[Begin DATA TO USE]

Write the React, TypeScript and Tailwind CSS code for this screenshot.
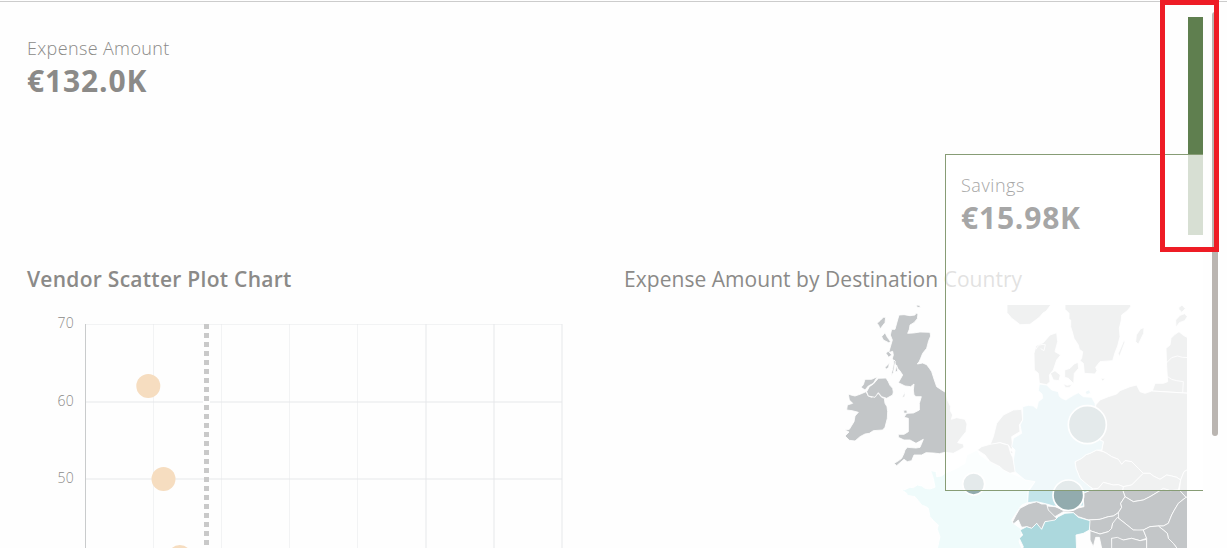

[End DATA TO USE]
[Begin DATA TO USE]

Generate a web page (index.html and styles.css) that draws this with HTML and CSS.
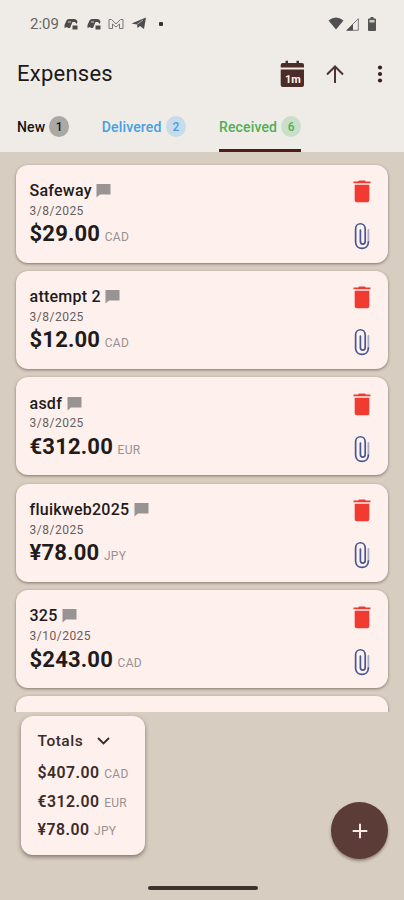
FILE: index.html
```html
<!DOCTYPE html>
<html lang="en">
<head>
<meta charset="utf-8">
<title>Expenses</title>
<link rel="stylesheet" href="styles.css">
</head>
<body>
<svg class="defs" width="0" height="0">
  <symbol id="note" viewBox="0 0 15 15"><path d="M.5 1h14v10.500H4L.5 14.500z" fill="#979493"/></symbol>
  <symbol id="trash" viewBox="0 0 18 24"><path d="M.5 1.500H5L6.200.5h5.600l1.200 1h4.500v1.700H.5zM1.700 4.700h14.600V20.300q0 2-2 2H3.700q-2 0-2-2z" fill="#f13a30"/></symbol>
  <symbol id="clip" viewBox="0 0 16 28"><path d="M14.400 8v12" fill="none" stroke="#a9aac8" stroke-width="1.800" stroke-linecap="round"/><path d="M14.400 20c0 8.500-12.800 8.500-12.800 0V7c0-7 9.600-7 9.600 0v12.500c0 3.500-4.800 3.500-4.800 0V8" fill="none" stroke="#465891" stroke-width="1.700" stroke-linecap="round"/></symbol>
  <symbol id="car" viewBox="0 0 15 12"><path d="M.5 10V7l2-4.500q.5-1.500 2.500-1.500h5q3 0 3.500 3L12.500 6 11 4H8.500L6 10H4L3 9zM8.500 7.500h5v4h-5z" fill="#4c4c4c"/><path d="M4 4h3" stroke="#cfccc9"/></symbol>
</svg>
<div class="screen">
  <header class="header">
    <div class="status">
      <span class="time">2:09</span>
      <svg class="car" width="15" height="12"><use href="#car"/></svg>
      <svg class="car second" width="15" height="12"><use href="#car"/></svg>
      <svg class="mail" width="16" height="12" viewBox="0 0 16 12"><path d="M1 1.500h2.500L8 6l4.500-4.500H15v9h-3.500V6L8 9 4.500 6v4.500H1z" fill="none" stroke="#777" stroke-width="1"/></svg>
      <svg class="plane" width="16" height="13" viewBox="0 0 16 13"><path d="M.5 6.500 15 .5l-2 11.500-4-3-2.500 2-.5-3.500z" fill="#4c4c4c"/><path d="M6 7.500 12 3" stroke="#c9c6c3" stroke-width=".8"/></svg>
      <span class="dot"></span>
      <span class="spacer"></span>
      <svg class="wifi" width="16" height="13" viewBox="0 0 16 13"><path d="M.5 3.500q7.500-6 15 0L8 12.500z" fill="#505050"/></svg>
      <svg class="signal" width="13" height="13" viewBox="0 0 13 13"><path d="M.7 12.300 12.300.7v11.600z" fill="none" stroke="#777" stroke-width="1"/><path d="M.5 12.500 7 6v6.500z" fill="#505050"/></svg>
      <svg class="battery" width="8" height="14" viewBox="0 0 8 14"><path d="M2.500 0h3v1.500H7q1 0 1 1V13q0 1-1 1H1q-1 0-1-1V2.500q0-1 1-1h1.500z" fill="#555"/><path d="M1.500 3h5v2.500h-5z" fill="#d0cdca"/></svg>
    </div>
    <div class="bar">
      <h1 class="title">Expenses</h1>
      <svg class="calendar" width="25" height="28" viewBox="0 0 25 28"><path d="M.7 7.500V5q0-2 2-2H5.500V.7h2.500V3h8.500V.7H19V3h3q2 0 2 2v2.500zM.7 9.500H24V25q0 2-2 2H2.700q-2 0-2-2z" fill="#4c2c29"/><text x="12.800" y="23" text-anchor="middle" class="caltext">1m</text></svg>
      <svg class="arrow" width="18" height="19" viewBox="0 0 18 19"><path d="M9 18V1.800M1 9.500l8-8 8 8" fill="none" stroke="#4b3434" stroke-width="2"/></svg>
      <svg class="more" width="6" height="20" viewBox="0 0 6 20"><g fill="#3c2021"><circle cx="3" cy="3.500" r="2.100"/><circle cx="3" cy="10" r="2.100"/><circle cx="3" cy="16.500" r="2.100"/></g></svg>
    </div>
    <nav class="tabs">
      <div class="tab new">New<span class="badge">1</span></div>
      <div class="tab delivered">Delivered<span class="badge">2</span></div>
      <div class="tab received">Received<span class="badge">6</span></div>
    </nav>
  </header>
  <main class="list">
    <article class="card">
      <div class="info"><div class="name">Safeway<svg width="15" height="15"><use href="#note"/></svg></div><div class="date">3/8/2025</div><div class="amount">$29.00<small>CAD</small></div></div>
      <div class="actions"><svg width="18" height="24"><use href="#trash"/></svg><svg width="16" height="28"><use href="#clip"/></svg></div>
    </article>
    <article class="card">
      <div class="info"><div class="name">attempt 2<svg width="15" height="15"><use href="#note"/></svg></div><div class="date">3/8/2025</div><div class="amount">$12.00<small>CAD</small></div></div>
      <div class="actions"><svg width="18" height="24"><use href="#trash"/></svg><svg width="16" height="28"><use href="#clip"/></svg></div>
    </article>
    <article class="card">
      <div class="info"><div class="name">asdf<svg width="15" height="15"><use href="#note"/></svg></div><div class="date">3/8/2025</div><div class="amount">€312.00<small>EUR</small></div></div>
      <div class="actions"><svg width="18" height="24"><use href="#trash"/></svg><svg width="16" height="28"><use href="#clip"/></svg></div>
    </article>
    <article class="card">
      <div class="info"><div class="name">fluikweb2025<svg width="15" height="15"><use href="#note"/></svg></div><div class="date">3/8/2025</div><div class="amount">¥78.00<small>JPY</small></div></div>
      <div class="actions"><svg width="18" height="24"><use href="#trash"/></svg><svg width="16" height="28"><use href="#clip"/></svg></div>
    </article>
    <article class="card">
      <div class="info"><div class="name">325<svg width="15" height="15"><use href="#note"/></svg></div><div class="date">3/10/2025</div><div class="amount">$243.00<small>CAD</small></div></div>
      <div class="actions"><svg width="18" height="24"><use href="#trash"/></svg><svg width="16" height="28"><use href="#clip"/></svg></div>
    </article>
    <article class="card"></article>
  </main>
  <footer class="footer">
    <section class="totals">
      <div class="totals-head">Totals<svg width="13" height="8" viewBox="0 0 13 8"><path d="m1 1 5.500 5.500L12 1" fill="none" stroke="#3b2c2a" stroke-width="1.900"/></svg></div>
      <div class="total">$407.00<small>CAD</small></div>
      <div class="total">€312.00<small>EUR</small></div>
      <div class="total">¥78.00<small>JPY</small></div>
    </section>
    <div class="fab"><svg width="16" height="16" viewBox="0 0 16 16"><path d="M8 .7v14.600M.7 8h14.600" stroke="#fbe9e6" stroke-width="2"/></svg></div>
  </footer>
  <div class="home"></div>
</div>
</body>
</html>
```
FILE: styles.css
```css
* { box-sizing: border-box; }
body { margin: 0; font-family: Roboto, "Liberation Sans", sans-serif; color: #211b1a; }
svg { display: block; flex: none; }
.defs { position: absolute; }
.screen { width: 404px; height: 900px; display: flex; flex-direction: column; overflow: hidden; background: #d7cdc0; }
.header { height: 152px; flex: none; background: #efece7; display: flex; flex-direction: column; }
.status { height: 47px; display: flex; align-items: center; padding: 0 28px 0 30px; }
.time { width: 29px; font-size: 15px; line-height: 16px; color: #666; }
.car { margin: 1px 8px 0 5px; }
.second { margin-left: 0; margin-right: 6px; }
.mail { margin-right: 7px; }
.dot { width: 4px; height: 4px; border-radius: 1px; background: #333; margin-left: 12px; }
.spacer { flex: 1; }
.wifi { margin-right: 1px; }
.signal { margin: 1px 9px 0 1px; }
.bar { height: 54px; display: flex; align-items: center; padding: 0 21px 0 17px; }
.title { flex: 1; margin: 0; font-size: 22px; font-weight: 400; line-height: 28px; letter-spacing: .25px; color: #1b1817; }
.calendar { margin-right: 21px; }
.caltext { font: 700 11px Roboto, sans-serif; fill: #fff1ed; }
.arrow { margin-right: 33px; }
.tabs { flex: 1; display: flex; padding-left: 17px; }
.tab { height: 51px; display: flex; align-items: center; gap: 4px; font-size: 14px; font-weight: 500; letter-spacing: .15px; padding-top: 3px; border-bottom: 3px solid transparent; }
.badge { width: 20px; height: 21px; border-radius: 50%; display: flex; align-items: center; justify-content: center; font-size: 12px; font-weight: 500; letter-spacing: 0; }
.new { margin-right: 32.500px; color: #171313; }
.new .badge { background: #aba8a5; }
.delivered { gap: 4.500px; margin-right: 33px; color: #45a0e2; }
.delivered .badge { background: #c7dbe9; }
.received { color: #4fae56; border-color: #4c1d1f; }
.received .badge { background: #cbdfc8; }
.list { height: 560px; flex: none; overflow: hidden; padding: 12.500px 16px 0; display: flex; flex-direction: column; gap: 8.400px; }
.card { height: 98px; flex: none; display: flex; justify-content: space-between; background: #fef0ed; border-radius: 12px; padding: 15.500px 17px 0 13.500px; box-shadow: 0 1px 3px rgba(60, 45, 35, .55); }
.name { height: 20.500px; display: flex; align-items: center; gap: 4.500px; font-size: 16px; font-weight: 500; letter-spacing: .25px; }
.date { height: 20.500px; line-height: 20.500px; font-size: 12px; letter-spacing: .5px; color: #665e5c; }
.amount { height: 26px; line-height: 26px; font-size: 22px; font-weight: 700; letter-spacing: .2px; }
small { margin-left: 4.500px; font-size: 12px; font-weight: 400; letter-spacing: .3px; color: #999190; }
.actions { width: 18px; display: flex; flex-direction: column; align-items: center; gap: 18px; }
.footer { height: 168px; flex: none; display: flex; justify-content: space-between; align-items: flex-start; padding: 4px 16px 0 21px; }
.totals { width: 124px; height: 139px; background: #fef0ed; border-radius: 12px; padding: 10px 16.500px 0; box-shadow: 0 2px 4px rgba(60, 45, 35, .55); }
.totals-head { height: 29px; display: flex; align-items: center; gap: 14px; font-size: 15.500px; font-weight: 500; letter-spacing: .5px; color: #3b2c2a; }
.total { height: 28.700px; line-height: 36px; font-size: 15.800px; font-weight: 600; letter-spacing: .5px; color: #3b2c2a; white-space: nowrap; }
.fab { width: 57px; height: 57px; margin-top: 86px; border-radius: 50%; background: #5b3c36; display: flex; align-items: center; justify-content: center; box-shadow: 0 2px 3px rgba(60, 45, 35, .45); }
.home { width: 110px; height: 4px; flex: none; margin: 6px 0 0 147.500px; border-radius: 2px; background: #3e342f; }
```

[End DATA TO USE]

◆ EXERCISE DETAILS
From the listing above, copy every line that holds the string "styles".

◆ EXERCISE ANSWER
Generate a web page (index.html and styles.css) that draws this with HTML and CSS.
<link rel="stylesheet" href="styles.css">
FILE: styles.css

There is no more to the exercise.